Ensuring state consistency
Our challenge was to make this upgrade as safe as possible. This means no data loss or the upgrade process leaving our K8s cluster in a bad state. We achieved this by keeping a track of our progress during upgrade via a ConfigMap. If for some reason the pre-upgrade job succeeds but post-upgrade job fails. We can run Helm upgrade again and post-upgrade job will know from the configmpa that a backup exists and proceed restoring the data. The configmap is also usual in not running these upgrade jobs again in case an upgrade was already performed earlier.
Advantages
- The key advanatge of this whole exercise was that we did not need an operator or a manual intervention to perform a safe migration.
- Tracking of migration process.
- We can reuse this framework to easily run more complex database upgrade scenarios like changing database vendors.
Always be cautious
- A Kubernetes resource that uses Helm hook, in our case jobs, configmaps, etc., are not managed by Helm release lifecycle.
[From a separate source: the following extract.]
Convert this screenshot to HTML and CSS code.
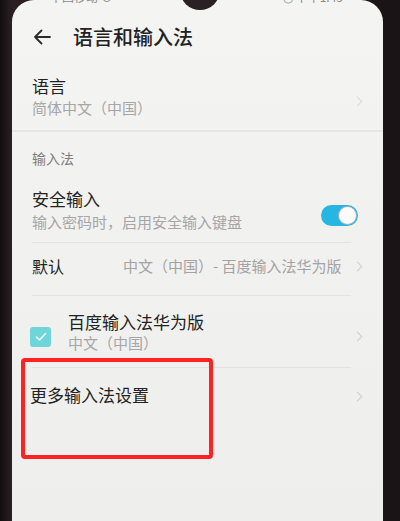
FILE: index.html
```html
<!DOCTYPE html>
<html lang="zh-CN">
<head>
<meta charset="utf-8">
<title>语言和输入法</title>
<link rel="stylesheet" href="styles.css">
</head>
<body>
<div class="phone">
  <div class="screen">
    <div class="notch"></div>
    <div class="status">
      <span class="status-l">中国移动 ⊙</span>
      <span class="status-r">◷ 下午1:45</span>
    </div>
    <header class="appbar">
      <svg class="back" width="18" height="16" viewBox="0 0 18 16"><path d="M17 8H2M8.5 1.5L2 8l6.5 6.5" fill="none" stroke="#2b2b2b" stroke-width="1.8" stroke-linecap="round" stroke-linejoin="round"/></svg>
      <h1 class="title">语言和输入法</h1>
    </header>

    <div class="item item-lang">
      <div class="texts">
        <div class="main">语言</div>
        <div class="sub">简体中文（中国）</div>
      </div>
      <span class="chev"></span>
    </div>
    <div class="divider wide"></div>

    <div class="section">输入法</div>
    <div class="item item-safe">
      <div class="texts">
        <div class="main">安全输入</div>
        <div class="sub">输入密码时，启用安全输入键盘</div>
      </div>
      <span class="toggle"><span class="knob"></span></span>
    </div>
    <div class="divider"></div>

    <div class="item item-default">
      <div class="main">默认</div>
      <div class="value">中文（中国）- 百度输入法华为版</div>
      <span class="chev"></span>
    </div>
    <div class="divider"></div>

    <div class="item item-ime">
      <span class="check"><svg width="12" height="10" viewBox="0 0 12 10"><path d="M1.5 5l3 3 6-6.5" fill="none" stroke="#e8fbfb" stroke-width="1.6" stroke-linecap="round" stroke-linejoin="round"/></svg></span>
      <div class="texts">
        <div class="main">百度输入法华为版</div>
        <div class="sub">中文（中国）</div>
      </div>
      <span class="chev"></span>
    </div>
    <div class="divider"></div>

    <div class="item item-more">
      <div class="main">更多输入法设置</div>
      <span class="chev"></span>
    </div>

    <div class="highlight"></div>
  </div>
</div>
</body>
</html>
```

FILE: styles.css
```css
* { box-sizing: border-box; }
html, body {
  margin: 0;
  padding: 0;
  width: 400px;
  height: 521px;
  overflow: hidden;
  background: #1b1517;
  font-family: "Noto Sans CJK SC", "Noto Sans", sans-serif;
}
.phone {
  width: 400px;
  height: 521px;
  padding-left: 12px;
  background: linear-gradient(90deg, #120e0f 0%, #2a2023 3%, #1a1416 100%);
}
.screen {
  position: relative;
  width: 371px;
  height: 521px;
  background: linear-gradient(180deg, #f4f4f3 0%, #f1f1f0 45%, #eeeeec 100%);
  border-top-left-radius: 22px;
  border-top-right-radius: 22px;
  overflow: hidden;
}
.notch {
  position: absolute;
  left: 168px;
  top: -30px;
  width: 40px;
  height: 40px;
  border-radius: 50%;
  background: #2a2124;
}
.status {
  height: 12px;
  display: flex;
  justify-content: space-between;
  padding: 0 40px 0 38px;
  font-size: 12px;
  line-height: 12px;
  color: #8a8a8a;
  overflow: hidden;
}
.status-l, .status-r { margin-top: -9px; }
.appbar {
  height: 50px;
  display: flex;
  align-items: center;
  padding-left: 21px;
}
.back { flex: none; margin-right: 22px; }
.title {
  margin: 0;
  font-size: 20px;
  font-weight: 500;
  color: #222;
  line-height: 26px;
}
.item {
  display: flex;
  align-items: center;
  padding: 0 22px 0 20px;
}
.texts { flex: 1; }
.main {
  font-size: 17px;
  line-height: 22px;
  color: #222;
}
.sub {
  font-size: 15px;
  line-height: 20px;
  color: #a6a6a6;
}
.item-lang { height: 68px; padding-top: 1px; }
.item-lang .sub { margin-top: 1px; }
.divider {
  height: 1px;
  margin: 0 32px 0 20px;
  background: #e2e2e0;
}
.divider.wide { margin: 0; height: 2px; background: #e6e6e4; }
.section {
  padding: 16px 20px 10px;
  font-size: 14px;
  line-height: 20px;
  color: #7e7e7e;
}
.item-safe { padding-top: 10px; padding-bottom: 10px; }
.item-safe .sub { margin-top: 2px; }
.toggle {
  flex: none;
  position: relative;
  width: 37px;
  height: 21px;
  border-radius: 11px;
  background: #27b5e2;
  margin-top: 10px;
  margin-right: 3px;
}
.knob {
  position: absolute;
  right: 2px;
  top: 2px;
  width: 17px;
  height: 17px;
  border-radius: 50%;
  background: #fbfbfb;
  box-shadow: 0 0 0 1px #9fb7bf;
}
.item-default { padding-top: 12px; padding-bottom: 18px; }
.item-default .main { width: 91px; flex: none; font-size: 16px; }
.value {
  flex: 1;
  font-size: 15px;
  line-height: 22px;
  color: #a3a3a3;
  white-space: nowrap;
}
.chev {
  flex: none;
  width: 7px;
  height: 7px;
  border-top: 1.3px solid #cdcdcd;
  border-right: 1.3px solid #cdcdcd;
  transform: rotate(45deg);
  margin-left: 4px;
}
.item-lang .chev { margin-top: 10px; border-color: #dadada; }
.item-ime { padding-top: 15px; padding-bottom: 15px; padding-left: 18px; }
.item-ime .sub { line-height: 18px; margin-top: 1px; }
.item-ime .chev { margin-top: 10px; }
.check {
  flex: none;
  width: 21px;
  height: 20px;
  border-radius: 3px;
  background: #6fd5d9;
  display: flex;
  align-items: center;
  justify-content: center;
  margin-right: 17px;
  margin-top: 10px;
}
.item-more { padding-top: 16px; padding-left: 18px; }
.item-more .main { flex: 1; }
.item-more .chev { margin-top: 2px; }
.highlight {
  position: absolute;
  left: 9px;
  top: 358px;
  width: 192px;
  height: 101px;
  border: 4px solid #ff2222;
  border-radius: 4px;
}
```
So we have to be careful on how these are created and destroyed.
- This is a solution for a niche problem that we had. This pattern can be used to solve various other problems. However, there are many emerging technologies to manage highly available database instance that takes care of backup, scaling and disruptions.
Conclusion
We came up with a pattern that can solve data migration and problems of similar nature when an application is deployed in Kubernetes using Helm. It is simple, extensible and only requires tools we are already using i.e. Helm and K8s objects.